Post-race, Red Bull team boss Christian Horner offered more deflection defence. He claimed Norris was “15km/h faster and later on the brakes than his fastest lap” and “wouldn't have made the corner” and presented a print off of GPS traces of Norris’s quickest lap of the race, overlaid with those from the clash with Verstappen.
"Can the rules be better? Maybe yes, maybe not. It's always the same thing. I just drive how I think I have to drive" Max Verstappen
“He would’ve run off track,” Horner added. “You can see from his onboard steering and of course, at this point in the race, he's got probably 80kg more fuel than at the point that he's done his done his fastest lap [on lap 68, when Norris didn’t have DRS as he did when attacking Verstappen].”
But not only is Norris’s trajectory from his onboard feed indicating he would have made the corner had he not been forced off, the GPS trace data Autosport has seen of other Norris laps skews Horner’s braking point claim because Norris braked not much later than he did on either the preceding lap nine or lap 11 afterwards and in both those cases made the corner.
He did, it should be noted, apply no lift and coast in the clash with Verstappen – slamming on the brakes as soon as he released the throttle as Turn 4 approached and, as with the Austin incident, Verstappen seemed to release the throttle differently to other laps rather than releasing his brakes. His dab of right-hand down was what put Norris on the grass.
Post-race, having looked pretty chilled as he waited for space to open up in the written media pen area of the paddock – smiling and joking with a Red Bull press officer – Verstappen then gave rather clipped answers to questions from the scrum of journalists.
Here, Verstappen pointed out inconsistency in stewarding decisions from the last two weekends.
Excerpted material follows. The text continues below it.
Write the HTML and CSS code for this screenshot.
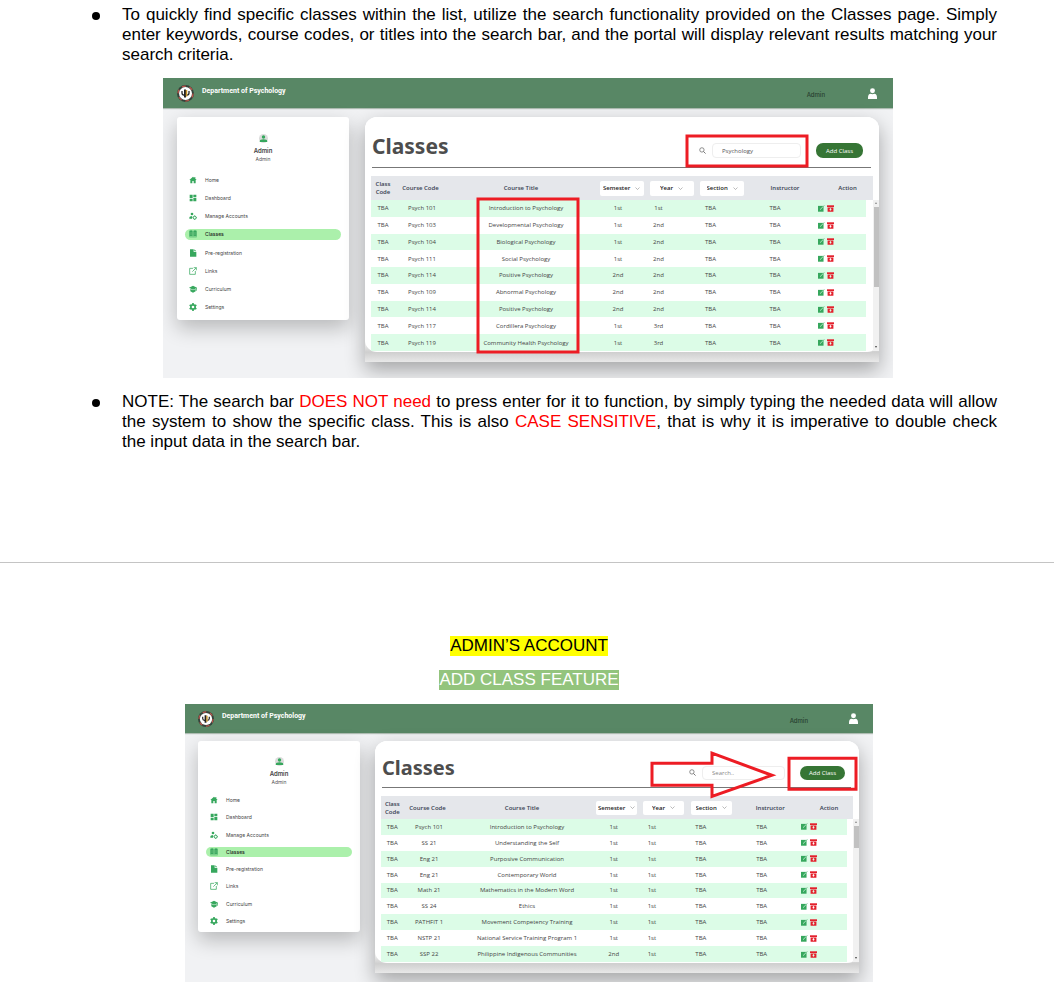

“At the end of the day, everyone speaks for themselves,” Verstappen said. “Can the rules be better? Maybe yes, maybe not. It's always the same thing. I just drive how I think I have to drive. Last week that was all right, this week, 20-second penalty. That's what it is. Life goes on.”
And he's right – although only because the outcome was wrong in Austin. There, either Verstappen should have been sanctioned for forcing Norris off or no penalty handed to the McLaren driver. But, given the rules on overtaking off track are clearer, a suggestion that both being punished was the better Austin outcome came up time and again in the paddock in Mexico.
That inconsistency is precisely why it's so important to draw a new line here – before the Qatar round in early December post-Interlagos and Vegas. This is where the FIA’s racing guidelines changes will be presented to the drivers again.
Given GPDA director George Russell claimed that “19 out of 20 [drivers], we're all aligned on where it needs to be”, surely these will go through with the drivers’ body’s seal of approval.
He may still have a 47-point buffer over Norris, but Sunday’s action indicated that Verstappen won't stop racing Norris that hard.
While that was of little doubt, the more worrying element was how Horner suggested Verstappen’s reaction to 'clash one' with Norris caused the second penalised incident.
“I think that was the frustration of potentially Lando not giving back the place,” he said. “Things, they only escalate.”
Well, they just shouldn’t and the Turn 7 clash was an even more egregious move, with Norris correct to call Verstappen out as “dangerous”.
So, to Brazil, with the spectre of Verstappen’s bitter 2021 race there with Hamilton having risen and hovering over the current title battle
McLaren team boss Andrea Stella revealed afterwards that the team has told Norris it approves and “confirm the way you go racing – it is not for you to go there and find justice yourself – you go racing in a fair, sportive way”.
Even Verstappen offered little defence of his second attack – saying only “Turn 7 is what it is”. This speaks volumes.
And so, to Brazil, with the spectre of Verstappen’s bitter 2021 race there with Hamilton having risen and hovering over the current title battle.
The debate over such moves will inevitably rumble on. But a line has been drawn here in Mexico and it is critical to F1’s future sporting health that it is preserved.